[Start of Raw records]

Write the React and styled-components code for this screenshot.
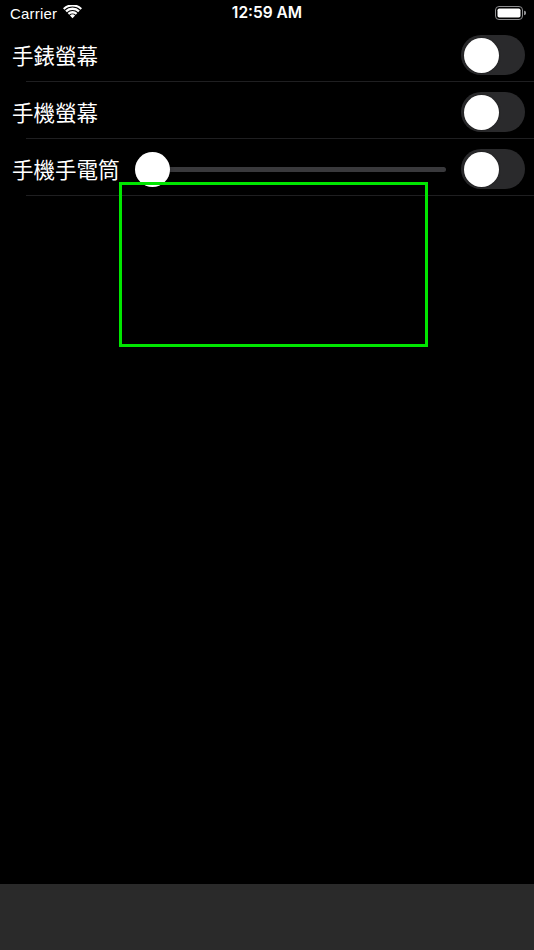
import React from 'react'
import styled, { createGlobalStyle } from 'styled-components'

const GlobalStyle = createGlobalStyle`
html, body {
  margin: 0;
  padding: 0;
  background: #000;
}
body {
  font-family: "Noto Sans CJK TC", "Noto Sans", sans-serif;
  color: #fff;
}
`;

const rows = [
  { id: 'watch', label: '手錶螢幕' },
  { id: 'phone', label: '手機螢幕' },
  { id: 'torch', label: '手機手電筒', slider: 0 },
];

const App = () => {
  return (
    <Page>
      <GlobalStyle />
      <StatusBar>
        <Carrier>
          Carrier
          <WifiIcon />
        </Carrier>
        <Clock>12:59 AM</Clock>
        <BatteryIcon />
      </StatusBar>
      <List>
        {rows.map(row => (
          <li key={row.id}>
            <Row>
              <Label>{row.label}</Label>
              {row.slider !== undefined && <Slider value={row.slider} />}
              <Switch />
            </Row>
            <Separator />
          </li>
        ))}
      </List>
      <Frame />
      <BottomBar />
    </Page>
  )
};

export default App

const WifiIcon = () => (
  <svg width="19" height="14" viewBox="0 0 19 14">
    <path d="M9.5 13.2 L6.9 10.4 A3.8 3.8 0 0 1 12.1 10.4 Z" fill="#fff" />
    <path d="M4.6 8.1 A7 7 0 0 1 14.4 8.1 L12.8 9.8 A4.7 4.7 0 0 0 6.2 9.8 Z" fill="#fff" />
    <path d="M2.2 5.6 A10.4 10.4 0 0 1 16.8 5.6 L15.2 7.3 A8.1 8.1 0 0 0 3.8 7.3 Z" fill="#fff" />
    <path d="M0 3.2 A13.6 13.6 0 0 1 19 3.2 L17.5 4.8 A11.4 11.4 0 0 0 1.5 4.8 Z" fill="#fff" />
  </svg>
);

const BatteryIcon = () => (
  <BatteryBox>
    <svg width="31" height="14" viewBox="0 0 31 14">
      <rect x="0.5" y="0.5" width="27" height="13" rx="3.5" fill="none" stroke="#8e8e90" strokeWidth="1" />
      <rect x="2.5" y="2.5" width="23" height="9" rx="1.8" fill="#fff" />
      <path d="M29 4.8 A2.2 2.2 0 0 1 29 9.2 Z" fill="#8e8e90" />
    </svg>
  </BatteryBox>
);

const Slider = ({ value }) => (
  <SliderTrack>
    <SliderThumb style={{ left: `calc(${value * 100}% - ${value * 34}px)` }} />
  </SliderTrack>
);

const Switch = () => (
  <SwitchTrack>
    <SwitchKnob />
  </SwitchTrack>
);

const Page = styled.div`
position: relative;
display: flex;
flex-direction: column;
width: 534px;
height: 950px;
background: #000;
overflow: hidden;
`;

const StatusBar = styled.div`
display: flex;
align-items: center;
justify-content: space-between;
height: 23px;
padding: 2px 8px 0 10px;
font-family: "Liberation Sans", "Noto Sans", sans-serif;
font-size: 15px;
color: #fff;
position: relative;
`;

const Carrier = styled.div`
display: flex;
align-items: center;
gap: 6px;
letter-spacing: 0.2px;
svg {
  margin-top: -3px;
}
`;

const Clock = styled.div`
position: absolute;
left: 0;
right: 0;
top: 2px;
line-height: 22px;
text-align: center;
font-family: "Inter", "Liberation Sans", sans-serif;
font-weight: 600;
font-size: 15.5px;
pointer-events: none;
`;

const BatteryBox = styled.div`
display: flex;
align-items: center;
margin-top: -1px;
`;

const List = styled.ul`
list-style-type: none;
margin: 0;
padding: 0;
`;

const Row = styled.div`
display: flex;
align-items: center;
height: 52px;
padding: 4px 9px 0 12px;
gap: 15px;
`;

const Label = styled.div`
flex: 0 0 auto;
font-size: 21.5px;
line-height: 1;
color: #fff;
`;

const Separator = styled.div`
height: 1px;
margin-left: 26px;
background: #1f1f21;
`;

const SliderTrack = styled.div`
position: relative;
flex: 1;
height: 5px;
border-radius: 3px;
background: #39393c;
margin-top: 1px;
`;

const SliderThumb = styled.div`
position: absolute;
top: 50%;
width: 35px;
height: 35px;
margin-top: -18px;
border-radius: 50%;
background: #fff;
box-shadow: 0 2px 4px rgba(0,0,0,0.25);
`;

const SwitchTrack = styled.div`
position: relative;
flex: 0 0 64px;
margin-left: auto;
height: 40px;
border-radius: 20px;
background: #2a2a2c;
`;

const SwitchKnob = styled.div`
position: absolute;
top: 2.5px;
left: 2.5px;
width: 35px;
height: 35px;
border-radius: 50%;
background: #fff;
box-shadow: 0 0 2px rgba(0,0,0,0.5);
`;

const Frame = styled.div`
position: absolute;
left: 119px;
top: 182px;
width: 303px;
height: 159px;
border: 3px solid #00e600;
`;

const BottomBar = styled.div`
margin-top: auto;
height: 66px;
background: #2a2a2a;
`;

[End of Raw records]
[Start of Raw records]

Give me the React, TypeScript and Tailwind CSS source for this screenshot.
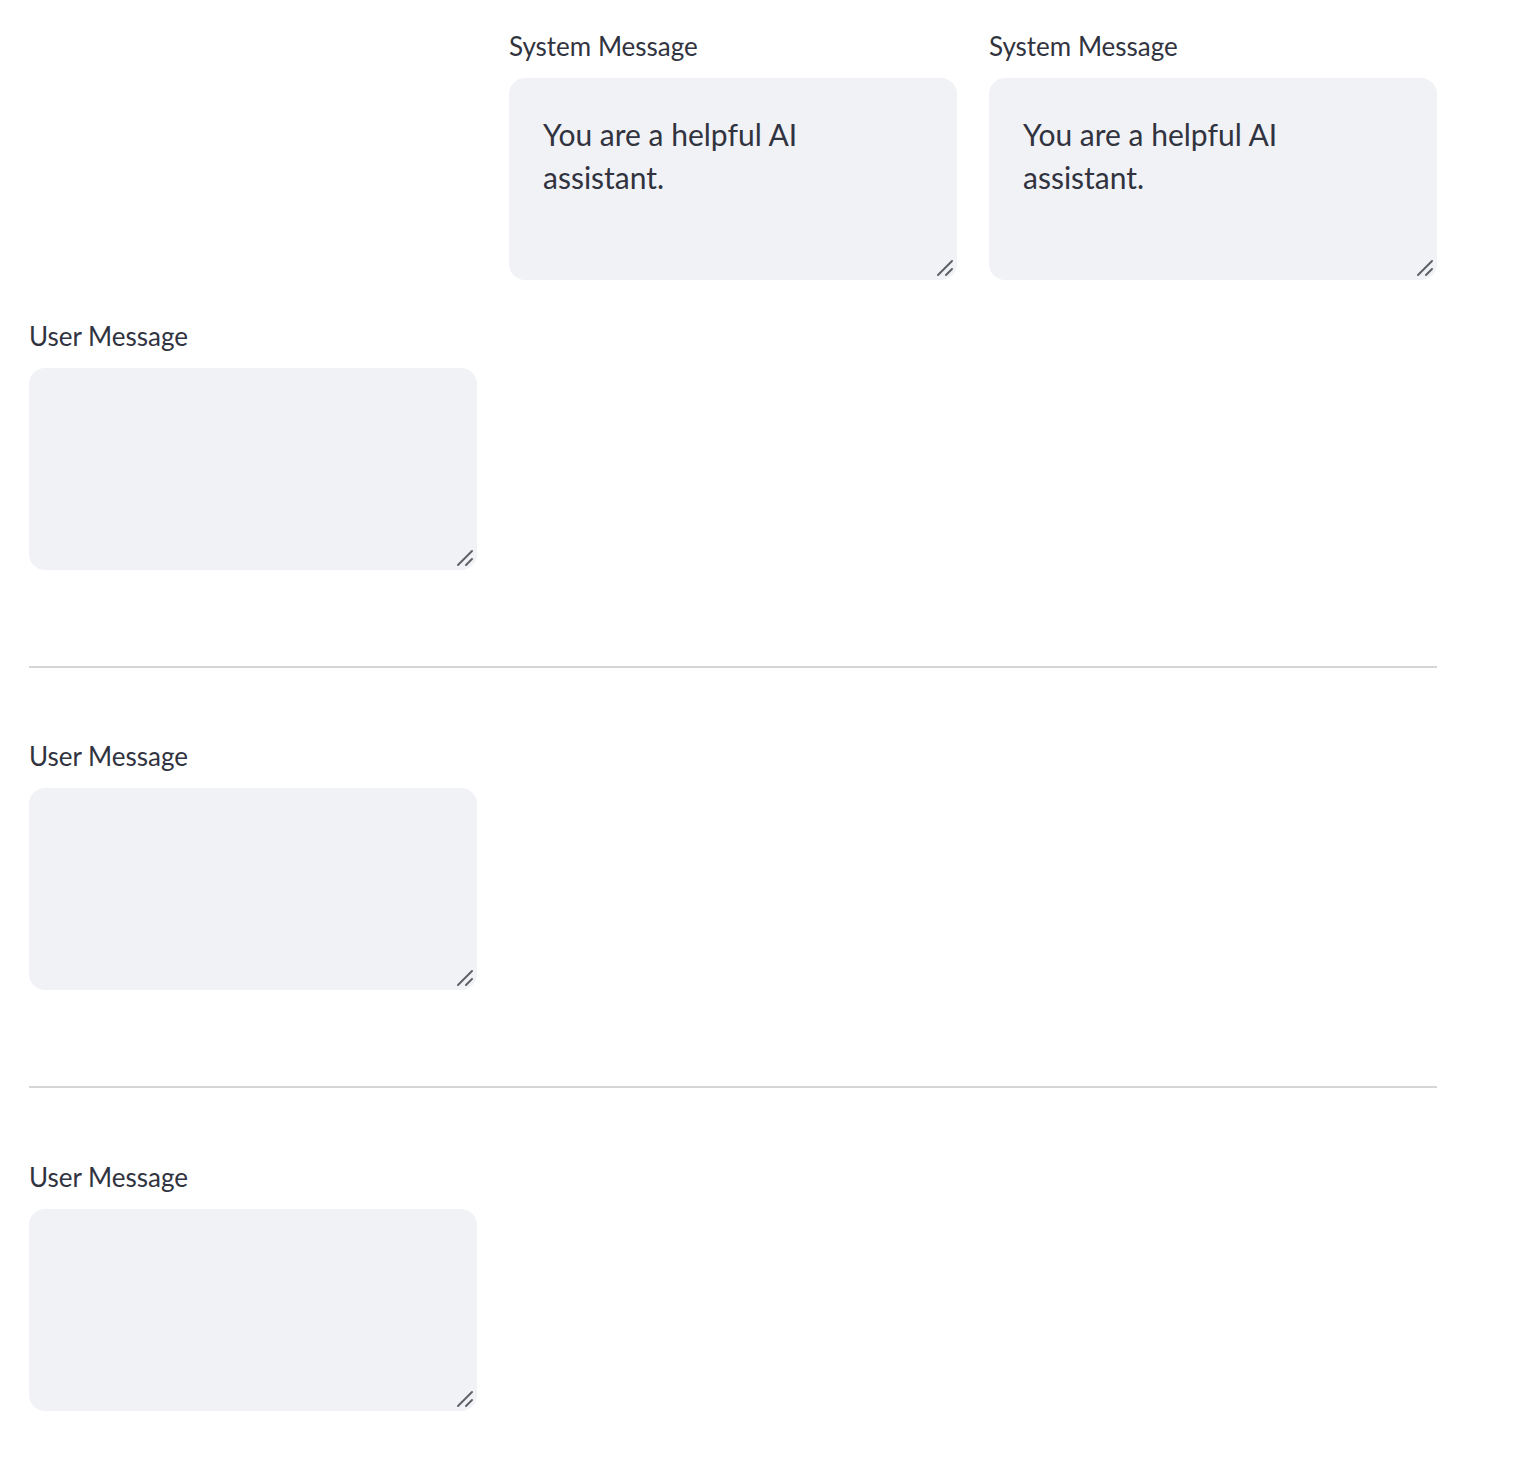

[End of Raw records]

◆ Problem ◆
Read the entries and pick out all lines that include the word "React".

◆ Response below ◆
Write the React and styled-components code for this screenshot.
import React from 'react'
Give me the React, TypeScript and Tailwind CSS source for this screenshot.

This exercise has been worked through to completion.